Sometimes hikers would stop by, curious, then repulsed. They would want confirm the proper way to pull off ticks (with tweezers planted close to skin, perpendicularly), or to tell us about their diagnoses. Lyme disease isn’t like many of the diseases studied by my friends in the epidemiology department, where I was a doctoral student. No one talks about their grandmother’s syphilis infection, caused by Treponema pallidum, another spirochete bacterium.

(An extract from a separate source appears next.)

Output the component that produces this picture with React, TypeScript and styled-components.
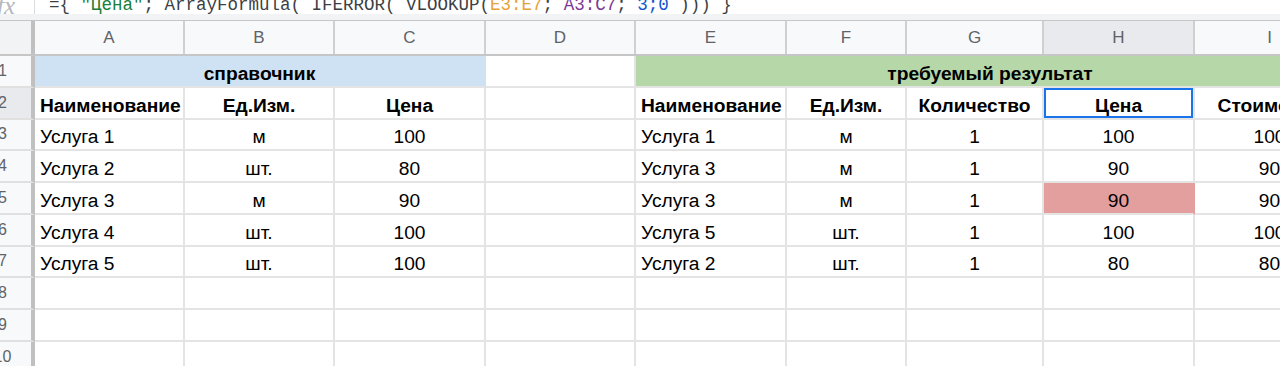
import React from 'react'
import styled, { createGlobalStyle } from 'styled-components'

// widths of the sheet columns A..J, as in the screenshot (scaled sheet)
const COLS = [
  { key: 'A', w: 150 },
  { key: 'B', w: 150 },
  { key: 'C', w: 151 },
  { key: 'D', w: 150 },
  { key: 'E', w: 151 },
  { key: 'F', w: 120 },
  { key: 'G', w: 137 },
  { key: 'H', w: 151 },
  { key: 'I', w: 151 },
  { key: 'J', w: 150 },
]
const ROW_HEAD = 63
const TEMPLATE = `${ROW_HEAD}px ${COLS.map((c) => c.w + 'px').join(' ')}`

type CellSpec = {
  text?: string
  span?: number
  align?: 'left' | 'center'
  bold?: boolean
  fill?: string
  selected?: boolean
}

const BLUE = '#cfe2f3'
const GREEN = '#b6d7a8'
const RED = '#e39f9d'

const L = (text: string, bold = false): CellSpec => ({ text, align: 'left', bold })
const C = (text: string, bold = false): CellSpec => ({ text, align: 'center', bold })

const ROWS: { n: number; active?: boolean; cells: CellSpec[] }[] = [
  {
    n: 1,
    cells: [
      { text: 'справочник', span: 3, align: 'center', bold: true, fill: BLUE },
      {},
      { text: 'требуемый результат', span: 5, align: 'center', bold: true, fill: GREEN },
      {},
    ],
  },
  {
    n: 2,
    active: true,
    cells: [
      L('Наименование', true), C('Ед.Изм.', true), C('Цена', true), {},
      L('Наименование', true), C('Ед.Изм.', true), C('Количество', true),
      { ...C('Цена', true), selected: true }, C('Стоимость', true), {},
    ],
  },
  { n: 3, cells: [L('Услуга 1'), C('м'), C('100'), {}, L('Услуга 1'), C('м'), C('1'), C('100'), C('100'), {}] },
  { n: 4, cells: [L('Услуга 2'), C('шт.'), C('80'), {}, L('Услуга 3'), C('м'), C('1'), C('90'), C('90'), {}] },
  { n: 5, cells: [L('Услуга 3'), C('м'), C('90'), {}, L('Услуга 3'), C('м'), C('1'), { ...C('90'), fill: RED }, C('90'), {}] },
  { n: 6, cells: [L('Услуга 4'), C('шт.'), C('100'), {}, L('Услуга 5'), C('шт.'), C('1'), C('100'), C('100'), {}] },
  { n: 7, cells: [L('Услуга 5'), C('шт.'), C('100'), {}, L('Услуга 2'), C('шт.'), C('1'), C('80'), C('80'), {}] },
  { n: 8, cells: [] },
  { n: 9, cells: [] },
  { n: 10, cells: [] },
]

const fillRow = (cells: CellSpec[]) => {
  const out = [...cells]
  let used = out.reduce((s, c) => s + (c.span || 1), 0)
  while (used < COLS.length) {
    out.push({})
    used++
  }
  return out
}

const App = () => {
  return (
    <Page>
      <GlobalStyle />
      <FormulaBar>
        <FxBox>fx</FxBox>
        <FormulaText>
          {'={ '}
          <Str>"Цена"</Str>
          {'; ArrayFormula( IFERROR( VLOOKUP('}
          <RefA>E3:E7</RefA>
          {'; '}
          <RefB>A3:C7</RefB>
          {'; '}
          <Num>3;0</Num>
          {' ))) }'}
        </FormulaText>
      </FormulaBar>
      <Band />
      <Sheet>
        <HeadRow>
          <Corner />
          {COLS.map((c) => (
            <ColHead key={c.key} active={c.key === 'H'}>
              {c.key}
            </ColHead>
          ))}
        </HeadRow>
        {ROWS.map((r) => (
          <Row key={r.n}>
            <RowHead active={r.active}>{r.n}</RowHead>
            {fillRow(r.cells).map((c, i) => (
              <Cell
                key={i}
                span={c.span || 1}
                align={c.align || 'left'}
                bold={c.bold}
                fill={c.fill}
                selected={c.selected}
              >
                {c.text}
              </Cell>
            ))}
          </Row>
        ))}
      </Sheet>
    </Page>
  )
}

export default App

//Styled Components
const GlobalStyle = createGlobalStyle`
  html, body {
    margin: 0;
    padding: 0;
    background: #ffffff;
    overflow: hidden;
  }
  body {
    font-family: "Liberation Sans", Arial, sans-serif;
  }
`
const Page = styled.div`
  width: 1280px;
  height: 366px;
  overflow: hidden;
  background: #fff;
`
const FormulaBar = styled.div`
  display: flex;
  align-items: flex-start;
  height: 14px;
  margin-left: -28px;
  overflow: hidden;
`
const FxBox = styled.div`
  width: ${ROW_HEAD}px;
  flex: none;
  box-sizing: border-box;
  height: 14px;
  border-right: 1px solid #dadce0;
  padding-right: 19px;
  text-align: right;
  font-family: "Liberation Serif", serif;
  font-style: italic;
  font-size: 25px;
  line-height: 12px;
  color: #b5b8bc;
`
const FormulaText = styled.div`
  padding-left: 14px;
  margin-top: -4px;
  font-family: "Liberation Mono", "DejaVu Sans Mono", monospace;
  font-size: 17.5px;
  line-height: 18px;
  color: #3c4043;
  white-space: pre;
`
const Str = styled.span`
  color: #188038;
`
const RefA = styled.span`
  color: #e8a13a;
`
const RefB = styled.span`
  color: #7e3794;
`
const Num = styled.span`
  color: #1155cc;
`
const Band = styled.div`
  height: 6px;
  background: #f1f3f4;
  border-bottom: 1px solid #c4c7c5;
`
const Sheet = styled.div`
  margin-left: -28px;
`
const HeadRow = styled.div`
  display: grid;
  grid-template-columns: ${TEMPLATE};
  height: 35px;
  box-sizing: border-box;
  border-bottom: 2px solid #c6c6c6;
  background: #f8f9fa;
`
const Corner = styled.div`
  background: #f1f3f4;
  border-right: 4px solid #c0c0c0;
`
const ColHead = styled.div<{ active?: boolean }>`
  display: flex;
  align-items: center;
  justify-content: center;
  background: ${(p) => (p.active ? '#e8eaed' : '#f8f9fa')};
  border-right: 2px solid #d0d0d0;
  color: #5f6368;
  font-size: 17px;
`
const Row = styled.div`
  display: grid;
  grid-template-columns: ${TEMPLATE};
  height: 31.75px;
`
const RowHead = styled.div<{ active?: boolean }>`
  display: flex;
  align-items: center;
  justify-content: center;
  box-sizing: border-box;
  padding-left: 2px;
  background: ${(p) => (p.active ? '#e8eaed' : '#f8f9fa')};
  border-right: 4px solid #c0c0c0;
  border-bottom: 2px solid #e0e0e0;
  color: #5f6368;
  font-size: 16px;
`
const Cell = styled.div<{
  span: number
  align: 'left' | 'center'
  bold?: boolean
  fill?: string
  selected?: boolean
}>`
  grid-column: span ${(p) => p.span};
  display: flex;
  align-items: flex-end;
  justify-content: ${(p) => (p.align === 'center' ? 'center' : 'flex-start')};
  box-sizing: border-box;
  padding: 0 5px 2px 5px;
  background: ${(p) => p.fill || '#fff'};
  border-right: 2px solid ${(p) => (p.fill ? 'transparent' : '#e4e4e4')};
  border-bottom: 2px solid #e4e4e4;
  box-shadow: ${(p) => (p.selected ? 'inset 0 0 0 2px #1a73e8' : 'none')};
  font-size: 19.2px;
  line-height: 20px;
  font-weight: ${(p) => (p.bold ? 700 : 400)};
  color: #000;
  white-space: nowrap;
  overflow: hidden;
`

But once people heard what Camilla and I were collecting, stories of brushes with ticks and family members’ diagnoses were shared freely. I quickly became the “tick girl.” When I started my dissertation I was preoccupied by the ecological question: How have humans altered the environment and triggered a disease emergence? By the time I finished, I realized that far more interesting were the rich and revealing tick stories shared with us along the way.

Illness makes us talk. “This is true of all forms of pain and suffering,” Arthur Kleinman, an anthropologist and physician at Harvard University, told me. We talk about illness “to seek assistance, care, and in part to convey feelings about fear, anxiety, or sadness.” In his book, The Illness Narratives, Kleinman writes that “patients order their experience of illness … as personal narratives.” These narratives become a part of the experience of being sick. “The personal narrative does not merely reflect illness experience, but rather it contributes to [it].”

The result is a peculiar togetherness. Once, a friend’s mom emailed that she’d just pulled off her first tick of the season, from her pubic hair: “I’m guessing it doesn’t it surprise you to hear, Katie, that you came to mind almost immediately when I discovered the little bugger? I’m afraid that ticks and you will be forever linked in my mind.” Naturally some took the motif too far. One creepy grad student thought that, because I was standing in front of a tick poster at an academic conference, I’d want to hear about the time he pulled a tick off his dick.

The country singer Brad Paisley romances the tick: “I’d like to see you out in the moonlight / I’d like to kiss you way back in the sticks / I’d like to walk you through a field of wildflowers / And I’d like to check you for ticks.” I’m with Paisley here. Creeps aside, tick grooming is an act of love. My sister and I were diligent in the tick checks we gave ourselves and each other. Most nights, we’d pull off several at the campsite showers. (...)

The idea that the natural and human exist in separate realms is the very “trouble with wilderness,” the environmental historian William Cronon wrote in his 1995 book Uncommon Ground. The wilderness that we’ve feared, romanticized, and valorized over the last few hundred years, he says, is a fantasy:
[Wilderness] is quite profoundly a human creation—indeed, the creation of very particular human cultures at very particular moments in human history … Wilderness hides its unnaturalness behind a mask that is all the more beguiling because it seems so natural. As we gaze into the mirror it holds up for us, we too easily imagine that what we behold is Nature when in fact we see the reflection of our own unexamined longings and desires.
In the stories told by our doctors, our parks, and the CDC, ticks are invaders. To defend ourselves, we use insect repellent, clothing, and prophylactic antibiotics; fences, signs, and pesticides. “When it comes to pesticides, the environmental toxin par excellence, Lyme patients are often its greatest proponents,” writes Abigail Dumes, an anthropologist at Michigan State University. We prefer the risk posed by pesticides to the fear of Lyme, Dumes explained to me. They let us become actors instead of victims. By dosing ourselves with pesticides (or antibiotics), we gain control of our risks. Ticks, on the other hand are uncontrollable. “It’s difficult to live with the idea that there are enormous threats and many can’t be controlled,” Kleinman tells me.

The problem is our defensive barriers aren’t working particularly well. Deer ticks are now established across 45 percent of United States counties. Their range has more than doubled in the last 20 years. Reported cases of Lyme disease have more than tripled since 1995 and the CDC estimates that more than 300,000 Americans fall ill each year. The story of tick-as-invader isn’t particularly helpful—or complete.